**The exercise**
Extract everything from the first line through the line with "const HATCH = 'url(#hatch)';", both ends included, except for any pictures.

**Dataset extract**
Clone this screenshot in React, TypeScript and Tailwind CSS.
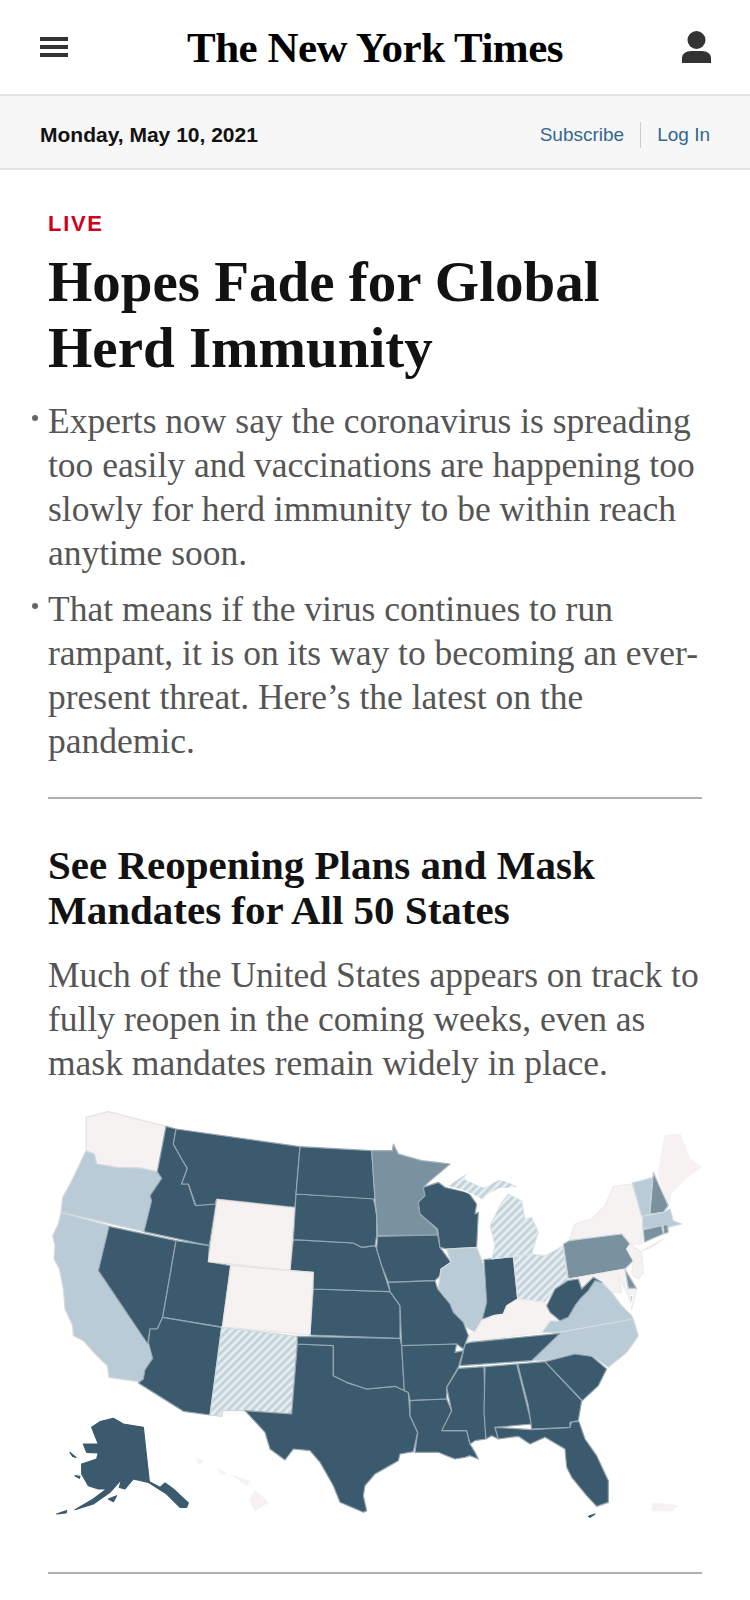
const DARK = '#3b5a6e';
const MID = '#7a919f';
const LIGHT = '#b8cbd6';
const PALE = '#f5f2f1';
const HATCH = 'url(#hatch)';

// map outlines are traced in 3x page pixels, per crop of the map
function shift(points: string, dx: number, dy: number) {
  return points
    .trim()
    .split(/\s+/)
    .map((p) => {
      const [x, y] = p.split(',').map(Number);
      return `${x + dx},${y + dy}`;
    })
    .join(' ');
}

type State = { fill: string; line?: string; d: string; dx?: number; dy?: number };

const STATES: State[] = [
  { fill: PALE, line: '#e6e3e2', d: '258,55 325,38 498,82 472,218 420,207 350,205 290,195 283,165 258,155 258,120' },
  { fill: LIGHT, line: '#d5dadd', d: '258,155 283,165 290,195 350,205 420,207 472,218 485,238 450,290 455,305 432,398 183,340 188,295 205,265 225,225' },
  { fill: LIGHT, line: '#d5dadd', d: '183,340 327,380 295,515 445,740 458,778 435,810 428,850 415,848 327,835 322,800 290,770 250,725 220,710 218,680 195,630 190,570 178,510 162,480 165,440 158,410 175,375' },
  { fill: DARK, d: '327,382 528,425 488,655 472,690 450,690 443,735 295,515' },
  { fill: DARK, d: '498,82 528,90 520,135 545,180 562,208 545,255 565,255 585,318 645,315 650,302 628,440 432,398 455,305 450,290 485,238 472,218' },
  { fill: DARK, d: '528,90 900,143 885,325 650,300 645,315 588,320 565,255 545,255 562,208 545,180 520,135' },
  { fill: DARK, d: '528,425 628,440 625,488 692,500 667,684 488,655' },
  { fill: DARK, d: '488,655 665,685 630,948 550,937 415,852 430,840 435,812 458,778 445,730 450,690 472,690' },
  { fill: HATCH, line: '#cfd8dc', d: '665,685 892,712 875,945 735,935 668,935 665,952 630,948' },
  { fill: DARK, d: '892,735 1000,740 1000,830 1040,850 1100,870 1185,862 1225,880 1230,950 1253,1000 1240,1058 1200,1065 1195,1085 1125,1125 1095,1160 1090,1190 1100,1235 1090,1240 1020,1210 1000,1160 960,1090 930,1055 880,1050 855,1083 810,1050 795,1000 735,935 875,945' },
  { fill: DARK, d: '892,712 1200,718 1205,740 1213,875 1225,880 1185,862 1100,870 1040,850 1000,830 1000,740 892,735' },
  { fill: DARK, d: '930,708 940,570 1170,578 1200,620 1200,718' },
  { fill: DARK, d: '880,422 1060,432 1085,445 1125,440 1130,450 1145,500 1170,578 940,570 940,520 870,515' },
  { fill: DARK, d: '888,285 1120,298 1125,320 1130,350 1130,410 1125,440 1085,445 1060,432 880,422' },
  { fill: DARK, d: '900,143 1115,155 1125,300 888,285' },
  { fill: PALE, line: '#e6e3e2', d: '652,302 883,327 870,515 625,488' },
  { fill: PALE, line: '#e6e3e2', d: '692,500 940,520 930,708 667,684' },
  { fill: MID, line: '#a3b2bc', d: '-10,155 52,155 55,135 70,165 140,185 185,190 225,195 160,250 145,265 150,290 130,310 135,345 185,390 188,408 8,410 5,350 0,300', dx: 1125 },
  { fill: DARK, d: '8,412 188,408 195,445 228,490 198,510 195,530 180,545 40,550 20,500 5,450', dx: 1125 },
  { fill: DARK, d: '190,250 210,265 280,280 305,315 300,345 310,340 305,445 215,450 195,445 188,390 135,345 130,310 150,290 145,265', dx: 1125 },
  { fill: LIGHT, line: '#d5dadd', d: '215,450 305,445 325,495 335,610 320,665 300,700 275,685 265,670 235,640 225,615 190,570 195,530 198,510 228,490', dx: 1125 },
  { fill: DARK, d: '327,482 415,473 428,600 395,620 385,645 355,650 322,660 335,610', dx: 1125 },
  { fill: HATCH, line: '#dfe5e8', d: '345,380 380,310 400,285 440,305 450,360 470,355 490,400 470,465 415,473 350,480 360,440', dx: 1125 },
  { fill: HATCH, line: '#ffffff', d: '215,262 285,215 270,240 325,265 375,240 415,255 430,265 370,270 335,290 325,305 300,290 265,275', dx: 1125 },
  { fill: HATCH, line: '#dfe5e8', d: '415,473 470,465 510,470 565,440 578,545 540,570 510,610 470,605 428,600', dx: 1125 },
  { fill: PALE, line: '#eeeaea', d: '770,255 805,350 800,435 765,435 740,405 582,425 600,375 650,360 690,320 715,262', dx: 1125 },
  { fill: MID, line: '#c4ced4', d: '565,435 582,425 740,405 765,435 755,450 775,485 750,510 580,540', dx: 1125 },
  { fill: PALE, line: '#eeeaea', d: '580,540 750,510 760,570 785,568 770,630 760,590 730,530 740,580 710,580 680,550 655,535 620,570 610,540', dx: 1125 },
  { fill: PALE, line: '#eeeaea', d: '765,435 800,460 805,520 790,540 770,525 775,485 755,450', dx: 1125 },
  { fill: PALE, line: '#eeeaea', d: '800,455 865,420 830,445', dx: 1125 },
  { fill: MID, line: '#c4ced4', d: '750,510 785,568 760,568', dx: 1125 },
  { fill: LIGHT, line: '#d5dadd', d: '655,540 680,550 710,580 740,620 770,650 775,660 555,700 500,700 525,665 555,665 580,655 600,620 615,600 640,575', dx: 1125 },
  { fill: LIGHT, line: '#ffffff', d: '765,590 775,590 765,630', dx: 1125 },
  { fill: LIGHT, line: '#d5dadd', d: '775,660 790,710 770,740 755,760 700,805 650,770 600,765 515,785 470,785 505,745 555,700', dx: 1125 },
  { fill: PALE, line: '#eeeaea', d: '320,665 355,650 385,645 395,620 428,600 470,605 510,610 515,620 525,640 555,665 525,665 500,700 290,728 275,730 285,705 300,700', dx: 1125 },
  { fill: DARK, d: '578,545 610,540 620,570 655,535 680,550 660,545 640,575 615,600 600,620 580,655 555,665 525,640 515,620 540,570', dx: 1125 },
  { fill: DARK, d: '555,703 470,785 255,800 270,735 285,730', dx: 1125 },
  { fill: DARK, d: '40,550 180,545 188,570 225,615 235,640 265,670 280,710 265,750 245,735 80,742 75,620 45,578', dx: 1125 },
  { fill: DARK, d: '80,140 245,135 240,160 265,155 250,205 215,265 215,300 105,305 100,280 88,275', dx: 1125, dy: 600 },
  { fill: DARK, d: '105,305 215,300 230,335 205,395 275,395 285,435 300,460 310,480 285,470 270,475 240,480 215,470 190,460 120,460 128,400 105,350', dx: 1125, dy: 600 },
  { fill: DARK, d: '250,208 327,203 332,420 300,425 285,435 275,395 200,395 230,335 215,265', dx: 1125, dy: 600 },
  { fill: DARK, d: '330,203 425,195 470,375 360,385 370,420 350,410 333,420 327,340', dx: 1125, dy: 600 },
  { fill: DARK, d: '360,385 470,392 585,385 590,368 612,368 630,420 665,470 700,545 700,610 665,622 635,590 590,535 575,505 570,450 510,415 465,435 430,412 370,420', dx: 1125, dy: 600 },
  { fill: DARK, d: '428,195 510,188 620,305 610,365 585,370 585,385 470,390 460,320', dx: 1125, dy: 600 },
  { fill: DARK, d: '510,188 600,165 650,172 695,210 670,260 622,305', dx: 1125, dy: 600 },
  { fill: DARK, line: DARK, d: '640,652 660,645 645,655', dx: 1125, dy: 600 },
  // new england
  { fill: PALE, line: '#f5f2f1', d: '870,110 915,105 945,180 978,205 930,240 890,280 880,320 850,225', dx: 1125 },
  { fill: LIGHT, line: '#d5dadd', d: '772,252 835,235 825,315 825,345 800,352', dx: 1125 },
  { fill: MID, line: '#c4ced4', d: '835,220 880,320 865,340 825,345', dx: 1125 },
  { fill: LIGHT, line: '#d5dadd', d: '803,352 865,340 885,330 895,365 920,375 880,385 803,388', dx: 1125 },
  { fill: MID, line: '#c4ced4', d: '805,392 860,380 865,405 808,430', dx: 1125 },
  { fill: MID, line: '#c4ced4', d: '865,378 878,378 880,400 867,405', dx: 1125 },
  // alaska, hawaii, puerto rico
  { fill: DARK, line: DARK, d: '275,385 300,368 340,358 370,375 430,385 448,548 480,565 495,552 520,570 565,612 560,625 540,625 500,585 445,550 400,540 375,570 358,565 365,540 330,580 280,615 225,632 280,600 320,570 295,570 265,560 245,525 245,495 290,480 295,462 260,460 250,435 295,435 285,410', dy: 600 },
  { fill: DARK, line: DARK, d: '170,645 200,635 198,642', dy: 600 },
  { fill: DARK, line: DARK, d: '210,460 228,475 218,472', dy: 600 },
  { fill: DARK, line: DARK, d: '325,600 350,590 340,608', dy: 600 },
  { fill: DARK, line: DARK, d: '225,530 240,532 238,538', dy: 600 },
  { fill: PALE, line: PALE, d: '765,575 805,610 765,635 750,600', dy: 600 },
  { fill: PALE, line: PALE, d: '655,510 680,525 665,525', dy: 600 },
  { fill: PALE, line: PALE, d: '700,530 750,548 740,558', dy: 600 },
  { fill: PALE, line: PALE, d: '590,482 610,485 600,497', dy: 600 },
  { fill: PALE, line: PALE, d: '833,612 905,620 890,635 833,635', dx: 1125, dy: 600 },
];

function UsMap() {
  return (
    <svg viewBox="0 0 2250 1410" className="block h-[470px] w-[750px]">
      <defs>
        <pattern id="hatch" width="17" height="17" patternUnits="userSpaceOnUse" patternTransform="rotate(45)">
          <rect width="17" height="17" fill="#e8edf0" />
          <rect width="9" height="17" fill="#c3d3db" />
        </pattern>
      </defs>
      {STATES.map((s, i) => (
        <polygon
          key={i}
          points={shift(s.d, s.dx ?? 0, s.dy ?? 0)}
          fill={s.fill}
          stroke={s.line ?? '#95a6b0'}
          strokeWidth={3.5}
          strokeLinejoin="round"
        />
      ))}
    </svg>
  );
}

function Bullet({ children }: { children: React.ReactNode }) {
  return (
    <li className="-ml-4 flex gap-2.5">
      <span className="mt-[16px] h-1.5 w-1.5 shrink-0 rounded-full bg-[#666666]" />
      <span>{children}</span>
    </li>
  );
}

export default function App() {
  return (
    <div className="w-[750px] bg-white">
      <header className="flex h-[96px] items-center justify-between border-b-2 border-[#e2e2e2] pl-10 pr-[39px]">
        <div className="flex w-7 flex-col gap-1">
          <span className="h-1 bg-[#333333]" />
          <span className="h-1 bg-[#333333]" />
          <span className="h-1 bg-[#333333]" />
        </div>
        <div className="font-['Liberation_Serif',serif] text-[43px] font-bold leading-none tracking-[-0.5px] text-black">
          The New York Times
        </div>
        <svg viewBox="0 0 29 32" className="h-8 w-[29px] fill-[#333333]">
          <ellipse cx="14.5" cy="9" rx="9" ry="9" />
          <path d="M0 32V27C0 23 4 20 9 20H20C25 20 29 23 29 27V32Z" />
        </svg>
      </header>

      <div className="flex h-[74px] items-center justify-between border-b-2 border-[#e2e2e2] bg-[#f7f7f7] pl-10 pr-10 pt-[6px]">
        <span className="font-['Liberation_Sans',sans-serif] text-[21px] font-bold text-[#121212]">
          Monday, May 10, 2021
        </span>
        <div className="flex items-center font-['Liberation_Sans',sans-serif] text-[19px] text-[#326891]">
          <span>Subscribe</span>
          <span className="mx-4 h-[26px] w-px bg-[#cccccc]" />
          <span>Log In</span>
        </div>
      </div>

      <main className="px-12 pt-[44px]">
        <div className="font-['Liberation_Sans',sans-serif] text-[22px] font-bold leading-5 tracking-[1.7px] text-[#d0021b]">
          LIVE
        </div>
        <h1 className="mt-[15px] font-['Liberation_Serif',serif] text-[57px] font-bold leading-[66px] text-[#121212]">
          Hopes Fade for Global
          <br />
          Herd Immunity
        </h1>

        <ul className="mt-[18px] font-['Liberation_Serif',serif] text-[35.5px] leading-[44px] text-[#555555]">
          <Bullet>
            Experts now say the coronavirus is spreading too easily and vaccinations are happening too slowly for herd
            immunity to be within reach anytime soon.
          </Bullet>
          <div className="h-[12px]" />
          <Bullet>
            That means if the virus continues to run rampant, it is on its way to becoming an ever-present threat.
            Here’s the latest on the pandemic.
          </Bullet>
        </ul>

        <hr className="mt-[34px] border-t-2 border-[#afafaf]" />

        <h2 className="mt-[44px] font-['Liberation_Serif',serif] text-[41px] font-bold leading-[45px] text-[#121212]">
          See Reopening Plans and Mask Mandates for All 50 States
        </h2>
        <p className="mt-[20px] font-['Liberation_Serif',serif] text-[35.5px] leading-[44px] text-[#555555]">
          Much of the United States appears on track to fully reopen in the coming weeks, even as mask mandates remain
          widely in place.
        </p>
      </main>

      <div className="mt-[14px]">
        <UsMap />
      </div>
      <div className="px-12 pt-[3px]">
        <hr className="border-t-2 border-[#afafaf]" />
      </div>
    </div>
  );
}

**Task answer**
Clone this screenshot in React, TypeScript and Tailwind CSS.
const DARK = '#3b5a6e';
const MID = '#7a919f';
const LIGHT = '#b8cbd6';
const PALE = '#f5f2f1';
const HATCH = 'url(#hatch)';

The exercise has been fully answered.